**Exercise data**.
- - -
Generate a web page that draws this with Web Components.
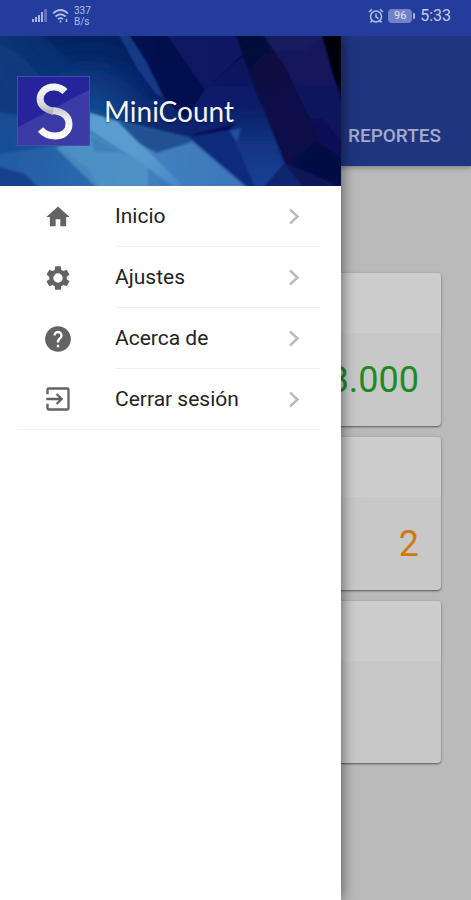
- - -
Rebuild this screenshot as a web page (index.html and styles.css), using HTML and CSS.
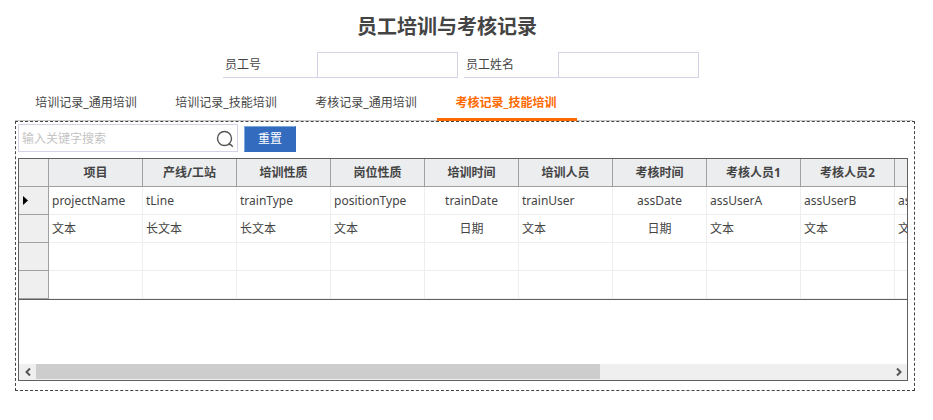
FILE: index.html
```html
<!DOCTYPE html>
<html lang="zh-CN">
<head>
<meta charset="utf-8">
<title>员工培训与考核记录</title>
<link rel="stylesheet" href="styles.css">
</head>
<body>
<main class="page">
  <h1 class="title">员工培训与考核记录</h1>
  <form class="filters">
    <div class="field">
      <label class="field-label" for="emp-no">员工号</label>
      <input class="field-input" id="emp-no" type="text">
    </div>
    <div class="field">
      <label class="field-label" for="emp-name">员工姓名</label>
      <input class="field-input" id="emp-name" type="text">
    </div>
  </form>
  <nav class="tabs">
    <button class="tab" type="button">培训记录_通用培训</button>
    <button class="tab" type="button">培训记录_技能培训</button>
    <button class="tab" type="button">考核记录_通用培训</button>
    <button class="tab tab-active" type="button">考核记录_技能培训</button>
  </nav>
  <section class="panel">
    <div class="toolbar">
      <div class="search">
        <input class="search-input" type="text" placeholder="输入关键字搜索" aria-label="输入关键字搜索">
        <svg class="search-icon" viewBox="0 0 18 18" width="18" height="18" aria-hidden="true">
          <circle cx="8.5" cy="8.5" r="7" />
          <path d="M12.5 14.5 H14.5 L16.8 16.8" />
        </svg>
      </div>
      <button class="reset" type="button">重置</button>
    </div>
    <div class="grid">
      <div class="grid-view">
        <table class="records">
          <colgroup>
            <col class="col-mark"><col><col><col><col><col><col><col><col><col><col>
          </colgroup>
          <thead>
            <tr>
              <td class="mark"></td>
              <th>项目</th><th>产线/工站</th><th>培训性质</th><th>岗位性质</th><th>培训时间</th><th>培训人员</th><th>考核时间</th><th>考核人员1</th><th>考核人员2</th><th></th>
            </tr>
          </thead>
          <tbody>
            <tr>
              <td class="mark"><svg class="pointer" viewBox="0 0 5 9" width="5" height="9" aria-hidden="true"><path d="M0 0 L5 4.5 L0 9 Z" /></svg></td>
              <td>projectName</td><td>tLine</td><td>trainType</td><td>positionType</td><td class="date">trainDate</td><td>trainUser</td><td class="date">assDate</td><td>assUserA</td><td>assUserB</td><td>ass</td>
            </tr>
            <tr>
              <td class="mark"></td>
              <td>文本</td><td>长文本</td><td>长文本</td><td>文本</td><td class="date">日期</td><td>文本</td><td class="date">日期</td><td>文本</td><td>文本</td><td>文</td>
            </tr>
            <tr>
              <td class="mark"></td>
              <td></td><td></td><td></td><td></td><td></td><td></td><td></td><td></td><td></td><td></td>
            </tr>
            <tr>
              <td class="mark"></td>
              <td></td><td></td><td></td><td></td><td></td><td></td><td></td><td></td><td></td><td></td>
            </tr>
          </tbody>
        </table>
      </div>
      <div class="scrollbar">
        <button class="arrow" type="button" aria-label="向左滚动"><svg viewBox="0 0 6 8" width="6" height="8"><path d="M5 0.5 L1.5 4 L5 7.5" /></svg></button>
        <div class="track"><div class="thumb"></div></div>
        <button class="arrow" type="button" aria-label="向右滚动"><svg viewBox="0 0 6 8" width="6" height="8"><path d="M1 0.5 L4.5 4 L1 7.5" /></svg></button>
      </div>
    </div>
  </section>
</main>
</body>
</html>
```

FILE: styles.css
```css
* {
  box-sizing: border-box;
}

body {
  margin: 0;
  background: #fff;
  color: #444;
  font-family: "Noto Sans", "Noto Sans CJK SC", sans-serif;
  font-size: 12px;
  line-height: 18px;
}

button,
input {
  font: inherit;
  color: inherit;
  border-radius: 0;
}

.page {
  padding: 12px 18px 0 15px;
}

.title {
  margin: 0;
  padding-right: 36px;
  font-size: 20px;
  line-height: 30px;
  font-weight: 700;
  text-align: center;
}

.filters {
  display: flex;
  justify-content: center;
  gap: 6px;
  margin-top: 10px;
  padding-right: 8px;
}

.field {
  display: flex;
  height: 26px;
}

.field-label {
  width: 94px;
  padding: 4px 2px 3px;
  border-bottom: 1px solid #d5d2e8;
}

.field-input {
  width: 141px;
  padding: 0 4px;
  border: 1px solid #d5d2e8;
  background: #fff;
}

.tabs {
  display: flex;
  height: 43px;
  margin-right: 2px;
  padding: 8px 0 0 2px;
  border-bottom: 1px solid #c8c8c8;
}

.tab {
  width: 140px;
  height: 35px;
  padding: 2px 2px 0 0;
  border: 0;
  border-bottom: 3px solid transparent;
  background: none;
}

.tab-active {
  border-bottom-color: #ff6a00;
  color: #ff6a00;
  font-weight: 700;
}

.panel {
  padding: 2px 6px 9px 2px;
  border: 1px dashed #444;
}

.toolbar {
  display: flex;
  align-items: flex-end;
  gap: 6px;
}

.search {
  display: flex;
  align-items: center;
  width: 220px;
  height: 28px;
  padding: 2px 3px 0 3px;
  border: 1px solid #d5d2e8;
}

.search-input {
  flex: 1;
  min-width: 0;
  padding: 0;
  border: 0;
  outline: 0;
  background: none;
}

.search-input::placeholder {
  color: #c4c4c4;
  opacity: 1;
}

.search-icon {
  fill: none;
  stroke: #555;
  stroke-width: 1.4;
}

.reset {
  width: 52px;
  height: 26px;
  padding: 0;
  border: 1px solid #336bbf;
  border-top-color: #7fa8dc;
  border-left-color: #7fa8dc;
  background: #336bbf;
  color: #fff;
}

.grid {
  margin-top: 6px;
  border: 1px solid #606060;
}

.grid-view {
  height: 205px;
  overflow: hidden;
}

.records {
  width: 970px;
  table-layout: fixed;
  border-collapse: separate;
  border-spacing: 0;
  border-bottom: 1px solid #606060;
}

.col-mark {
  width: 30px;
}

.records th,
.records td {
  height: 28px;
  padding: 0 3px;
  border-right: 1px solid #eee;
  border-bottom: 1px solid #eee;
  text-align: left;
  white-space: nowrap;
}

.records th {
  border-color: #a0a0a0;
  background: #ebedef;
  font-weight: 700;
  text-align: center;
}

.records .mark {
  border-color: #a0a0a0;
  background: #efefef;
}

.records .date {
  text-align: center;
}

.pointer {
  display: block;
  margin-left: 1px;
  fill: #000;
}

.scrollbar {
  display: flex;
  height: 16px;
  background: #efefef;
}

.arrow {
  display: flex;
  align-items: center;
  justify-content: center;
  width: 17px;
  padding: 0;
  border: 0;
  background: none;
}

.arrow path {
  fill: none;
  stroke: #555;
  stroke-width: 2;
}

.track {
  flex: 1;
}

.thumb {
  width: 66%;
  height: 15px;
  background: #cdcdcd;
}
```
- - -
**Exercise instructions**. Find each line with the string "this" and copy it out.

**Answer in full**.
Generate a web page that draws this with Web Components.
Rebuild this screenshot as a web page (index.html and styles.css), using HTML and CSS.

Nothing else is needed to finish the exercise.